## THE EXERCISE
Return all lines with the word "inline" in them.

▼

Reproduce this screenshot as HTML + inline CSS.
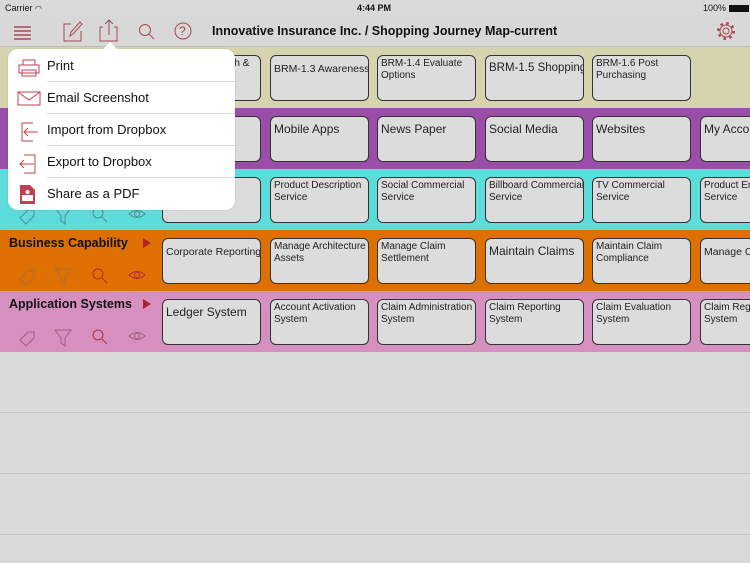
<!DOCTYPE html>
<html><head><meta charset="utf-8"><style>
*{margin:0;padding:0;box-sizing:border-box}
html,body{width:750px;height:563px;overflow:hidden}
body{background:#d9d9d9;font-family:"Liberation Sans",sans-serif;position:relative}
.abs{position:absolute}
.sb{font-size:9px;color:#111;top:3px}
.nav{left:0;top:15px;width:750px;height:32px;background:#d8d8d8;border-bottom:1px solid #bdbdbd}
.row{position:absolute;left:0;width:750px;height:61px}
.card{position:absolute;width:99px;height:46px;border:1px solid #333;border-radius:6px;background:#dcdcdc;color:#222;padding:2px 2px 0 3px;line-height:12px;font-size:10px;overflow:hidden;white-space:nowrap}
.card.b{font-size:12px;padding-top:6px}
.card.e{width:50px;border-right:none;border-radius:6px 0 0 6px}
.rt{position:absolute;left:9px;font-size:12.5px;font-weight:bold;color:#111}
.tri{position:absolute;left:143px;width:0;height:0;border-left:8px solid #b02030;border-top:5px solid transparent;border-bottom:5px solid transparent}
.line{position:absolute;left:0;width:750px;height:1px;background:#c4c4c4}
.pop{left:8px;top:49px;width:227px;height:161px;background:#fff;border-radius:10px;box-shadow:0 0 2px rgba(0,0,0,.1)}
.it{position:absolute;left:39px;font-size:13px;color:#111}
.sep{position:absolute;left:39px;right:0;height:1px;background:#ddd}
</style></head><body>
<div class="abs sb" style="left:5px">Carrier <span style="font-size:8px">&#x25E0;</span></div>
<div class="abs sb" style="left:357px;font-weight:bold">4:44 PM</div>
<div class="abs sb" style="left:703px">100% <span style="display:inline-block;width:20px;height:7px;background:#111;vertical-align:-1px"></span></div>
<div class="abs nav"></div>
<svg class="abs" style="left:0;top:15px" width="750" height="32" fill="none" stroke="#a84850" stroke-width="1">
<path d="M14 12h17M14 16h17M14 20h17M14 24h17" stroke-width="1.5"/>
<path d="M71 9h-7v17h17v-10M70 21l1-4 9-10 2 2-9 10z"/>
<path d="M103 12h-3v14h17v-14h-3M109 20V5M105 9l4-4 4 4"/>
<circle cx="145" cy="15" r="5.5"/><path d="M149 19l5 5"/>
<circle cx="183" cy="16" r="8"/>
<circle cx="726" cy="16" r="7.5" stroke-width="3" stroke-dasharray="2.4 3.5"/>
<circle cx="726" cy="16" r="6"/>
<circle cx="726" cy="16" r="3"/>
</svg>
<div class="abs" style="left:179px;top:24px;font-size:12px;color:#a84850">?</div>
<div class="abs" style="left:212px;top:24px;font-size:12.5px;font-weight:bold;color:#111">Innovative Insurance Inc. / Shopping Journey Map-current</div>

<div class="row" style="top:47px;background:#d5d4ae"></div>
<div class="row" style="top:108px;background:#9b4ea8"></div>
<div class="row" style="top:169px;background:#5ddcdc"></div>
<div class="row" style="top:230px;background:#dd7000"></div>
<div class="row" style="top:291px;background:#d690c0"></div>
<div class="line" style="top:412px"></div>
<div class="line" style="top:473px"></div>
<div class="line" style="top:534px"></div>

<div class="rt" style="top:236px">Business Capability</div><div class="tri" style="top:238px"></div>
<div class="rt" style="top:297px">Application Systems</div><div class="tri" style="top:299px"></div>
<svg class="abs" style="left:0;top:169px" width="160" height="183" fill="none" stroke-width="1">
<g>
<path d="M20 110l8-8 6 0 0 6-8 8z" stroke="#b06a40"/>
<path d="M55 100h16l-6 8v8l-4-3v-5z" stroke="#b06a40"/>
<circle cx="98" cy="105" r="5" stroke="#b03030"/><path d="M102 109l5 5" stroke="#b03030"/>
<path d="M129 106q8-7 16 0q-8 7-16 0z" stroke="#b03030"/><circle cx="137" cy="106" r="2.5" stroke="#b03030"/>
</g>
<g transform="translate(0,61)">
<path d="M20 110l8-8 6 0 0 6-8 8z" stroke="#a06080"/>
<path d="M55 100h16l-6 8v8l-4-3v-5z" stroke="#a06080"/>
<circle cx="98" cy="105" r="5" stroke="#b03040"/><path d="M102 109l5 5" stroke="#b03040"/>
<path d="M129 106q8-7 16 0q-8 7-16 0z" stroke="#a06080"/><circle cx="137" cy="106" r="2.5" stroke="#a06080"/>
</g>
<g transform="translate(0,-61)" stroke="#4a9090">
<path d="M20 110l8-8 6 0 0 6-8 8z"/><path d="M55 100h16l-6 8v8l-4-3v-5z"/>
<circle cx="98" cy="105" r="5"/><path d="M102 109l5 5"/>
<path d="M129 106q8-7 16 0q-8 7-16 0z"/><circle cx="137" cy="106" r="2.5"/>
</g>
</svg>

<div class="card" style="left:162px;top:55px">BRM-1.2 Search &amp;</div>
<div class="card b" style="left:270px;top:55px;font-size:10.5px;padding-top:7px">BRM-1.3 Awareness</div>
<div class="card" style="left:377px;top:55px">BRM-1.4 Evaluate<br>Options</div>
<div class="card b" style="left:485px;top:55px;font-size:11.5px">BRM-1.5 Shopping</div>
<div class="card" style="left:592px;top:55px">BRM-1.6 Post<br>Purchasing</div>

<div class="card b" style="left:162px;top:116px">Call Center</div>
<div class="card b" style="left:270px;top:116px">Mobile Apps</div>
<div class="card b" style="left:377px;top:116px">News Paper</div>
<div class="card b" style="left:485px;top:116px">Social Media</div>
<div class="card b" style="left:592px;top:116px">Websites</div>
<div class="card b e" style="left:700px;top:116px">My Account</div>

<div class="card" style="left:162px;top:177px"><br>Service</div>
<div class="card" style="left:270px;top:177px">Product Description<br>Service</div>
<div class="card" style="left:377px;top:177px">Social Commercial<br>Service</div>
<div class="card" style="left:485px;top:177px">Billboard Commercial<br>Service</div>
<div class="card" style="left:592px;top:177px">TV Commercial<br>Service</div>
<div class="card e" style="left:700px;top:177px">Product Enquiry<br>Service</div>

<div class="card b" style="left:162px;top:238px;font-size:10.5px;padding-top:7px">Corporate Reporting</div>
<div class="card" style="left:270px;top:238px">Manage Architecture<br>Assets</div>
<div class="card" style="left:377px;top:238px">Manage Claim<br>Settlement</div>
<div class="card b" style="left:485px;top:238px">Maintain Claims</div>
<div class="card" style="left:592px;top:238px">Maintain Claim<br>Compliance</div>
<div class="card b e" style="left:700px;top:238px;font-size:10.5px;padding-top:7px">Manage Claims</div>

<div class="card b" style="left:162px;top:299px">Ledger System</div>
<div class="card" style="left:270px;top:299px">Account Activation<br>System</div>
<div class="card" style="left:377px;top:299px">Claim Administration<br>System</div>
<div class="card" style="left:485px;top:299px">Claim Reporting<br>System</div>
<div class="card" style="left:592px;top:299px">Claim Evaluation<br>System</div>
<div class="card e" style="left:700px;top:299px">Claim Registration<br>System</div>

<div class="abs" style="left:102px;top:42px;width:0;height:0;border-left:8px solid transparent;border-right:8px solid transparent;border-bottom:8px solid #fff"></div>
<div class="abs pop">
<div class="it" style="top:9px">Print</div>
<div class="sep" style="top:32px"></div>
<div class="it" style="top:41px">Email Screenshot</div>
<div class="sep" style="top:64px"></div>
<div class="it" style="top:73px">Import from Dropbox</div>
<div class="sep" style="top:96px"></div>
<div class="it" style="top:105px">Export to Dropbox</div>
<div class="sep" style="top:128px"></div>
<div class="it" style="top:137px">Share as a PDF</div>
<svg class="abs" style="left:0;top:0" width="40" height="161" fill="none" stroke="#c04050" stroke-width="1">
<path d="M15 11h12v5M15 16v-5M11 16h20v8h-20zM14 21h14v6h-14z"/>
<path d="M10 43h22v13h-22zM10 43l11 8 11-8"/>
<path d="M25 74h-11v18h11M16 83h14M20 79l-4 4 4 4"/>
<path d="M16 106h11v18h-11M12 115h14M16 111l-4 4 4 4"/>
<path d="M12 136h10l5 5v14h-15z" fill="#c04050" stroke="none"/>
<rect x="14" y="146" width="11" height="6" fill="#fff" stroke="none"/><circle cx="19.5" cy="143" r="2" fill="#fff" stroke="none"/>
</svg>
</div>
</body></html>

▲

## REPLY TO THE TASK
Reproduce this screenshot as HTML + inline CSS.
<div class="abs sb" style="left:703px">100% <span style="display:inline-block;width:20px;height:7px;background:#111;vertical-align:-1px"></span></div>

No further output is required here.